Koud water is zwaarder dan warm water. Hierdoor zakt koud water altijd naar beneden. Maar waarom bevriest water aan het oppervlak van een meer dan als eerste?

Hoe water beweegt, is mede afhankelijk van de temperatuur.

De meeste materie zet uit wanneer het wordt verwarmd, en krimpt als het afkoelt. Voor water geldt dit alleen bij temperaturen tussen 4°C en 100°C (kookpunt). Tussen het vriespunt (0°C) en 4°C zet water uit, wanneer het wordt afgekoeld.

Bij 4°C heeft water een hogere dichtheid dan bij lagere temperaturen. Dit houdt in dat het bij afkoeling tot 4°C zwaarder wordt. Wanneer water verder afkoelt, van 4°C tot 0°C, wordt het weer lichter.

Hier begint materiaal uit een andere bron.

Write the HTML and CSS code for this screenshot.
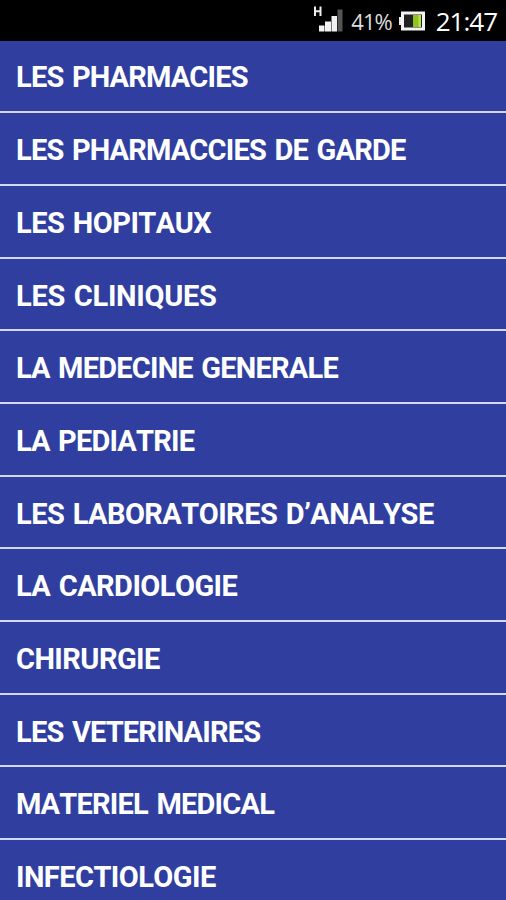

Wanneer de oppervlaktelaag van een meer afkoelt in de winter, zinkt het koude water naar de diepte. Warmer water komt omhoog, en koelt vervolgens ook af. Kouder en warmer water blijven op deze manier rondbewegen tot de temperatuur in het hele meer 4°C is. Als het water aan de oppervlakte nóg verder afkoelt, wordt het lichter, en zinkt het niet meer. Bij 0°C wordt het ijs en is het water op de bodem 4°C. Deze manier van van krimpen en uitzetten bij afkoeling staat bekend als de anomalie van water. Water bezit zelfs 67 anomaliën.